Every little helps

I’ve just drunk – in fact, I’ve just made a small detour in order to drink – a pint of Burning Sky Plateau. Burning Sky is a brewery I’ve got a lot of time for. I don’t know all the ins and outs of their relationship with AsahiFuller’sDark Star but I understand that there are some song lyrics which offer a bit of background.

Now, Plateau is a pale ale – a very pale ale – and it used to go out at 3.5%; it’s currently 3.4%. Which you wouldn’t think would make much odds, but I wonder. I remember it being hoppy; I remember it being very hoppy. When I first encountered Magic Rock‘s 3.8% pale, which at the time was going out under the name of Curious, I wrote that it was not so much “hop-forward in the modern style” as “hops smacking you about the face, in the style of a demented alcoholic Tango advert”. I don’t think Plateau was ever quite that full-on – a commenter on this 2016 blog post nominates it as an example of a style “somewhere in between” the full-on hop-monster and the old-school bitter (It tastes zesty, fruity, fresh and very bitter, but it’s not ‘Like drinking bloody grapefruit juice’.) It used to be quite an assertive beer, though, in a good way. What I had today was just a pale ale; in fact I’d go so far as to say it was a golden ale. It’s a big change, and I can’t help wondering if that drop in gravity – even if it is only 0.1% – has something to do with it.

I know why they have dropped the gravity – I know exactly why they’ve done it – and I sympathise. (Marble have done something similar with Pint, with a similar dulling effect on what was previously quite a bold flavour.) But if that’s going to be the effect on the beer, I can’t really approve. It’s a difficult one. A brewery’s got to do what a brewery’s got to do, and as a beer drinker I certainly don’t want to live in a world where breweries like Burning Sky can’t make ends meet. But at the end of the day, as a beer drinker I want to drink good beer – and I’m afraid that Plateau seems to have gone from being a great beer to being… fine. It’s worth mentioning that Marble recently trialled a 3.8% pale ale called Draft; I can’t say what it’s like, though, because by the time I got to the Beer House it had all gone.

I guess my only conclusion is that breweries need to be very careful they don’t saw off the branch that they’re sitting on. Perhaps the answer is to take advantage of the new duty rate by formulating new beers for the below-3.5% slot. Which reminds me, aren’t we about due for a mild revival?

2 Comments

  1. Pietro
    Posted 15 March, 2024 at 9:58 pm | Permalink | Reply

    There is a range of +-0.5% abv in the what you declare on label (so technically, a 3.4 beer on label could legally range from 2.9 to 3.9 abv) therefore I couldn’t see why they would have dropped gravity on the recipe for that small change – however, it could be that they changed recipe over the years: the market is not asking for bitterness anymore (sad reality but it is a reality).

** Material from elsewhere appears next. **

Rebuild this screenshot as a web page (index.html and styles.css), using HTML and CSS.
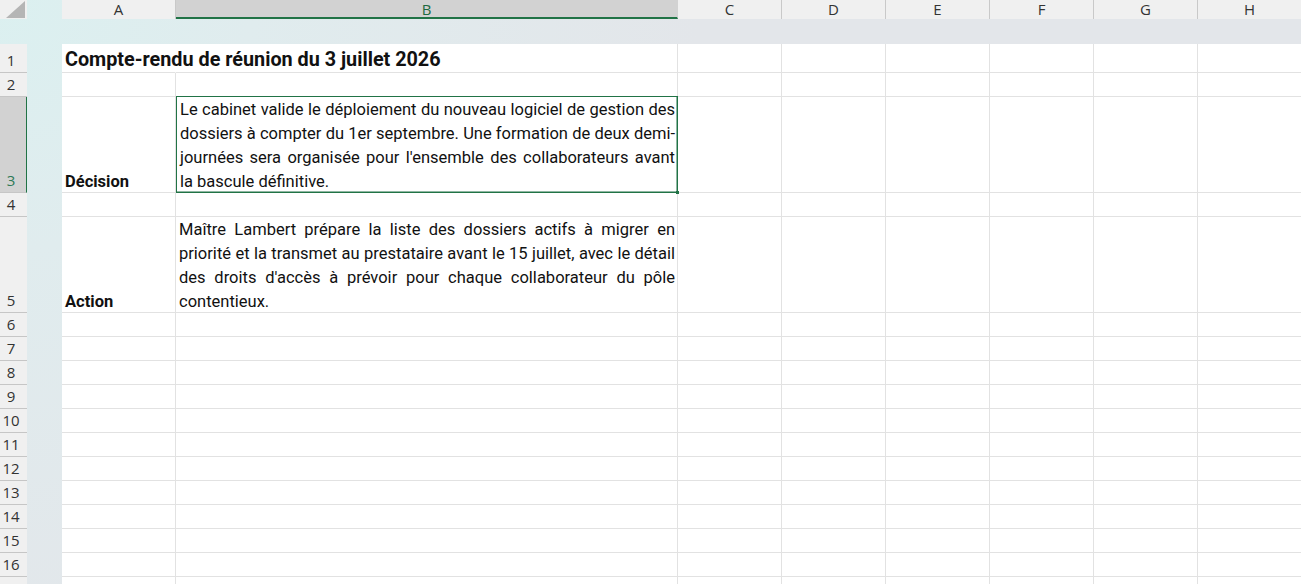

You can see it clearly when you drink a West Coast IPA, they’re definitely not bitter as they were once. Anyway, I’m digressing. I find that my palate is changed a lot as well and sometimes I think a beer has changed, but what happened really is that my taste has changed. Personally I think that Plateau is still a great beer and still on the bitter/hop-forward side. It’s not easy to land well and balance a recipe at that level. Annoyingly, there isn’t also much better on the market. If you ever in York, Brass Castle makes the Blue Bell IPA for the famous pub. I find that beer a hidden gem, especially if the cask is just tapped and fresh. Seriously good.

  2. Phil
    Posted 28 March, 2024 at 7:59 pm | Permalink | Reply

    Hi Pietro – thanks for commenting (he said, two weeks late!).

    I guess it will be a change in the recipe independent of the small drop in headline a.b.v. There are still some very hop-forward session-strength pales out there – Dark Star Hophead comes to mind – but maybe BS are aiming for a slightly different (bigger?) market now.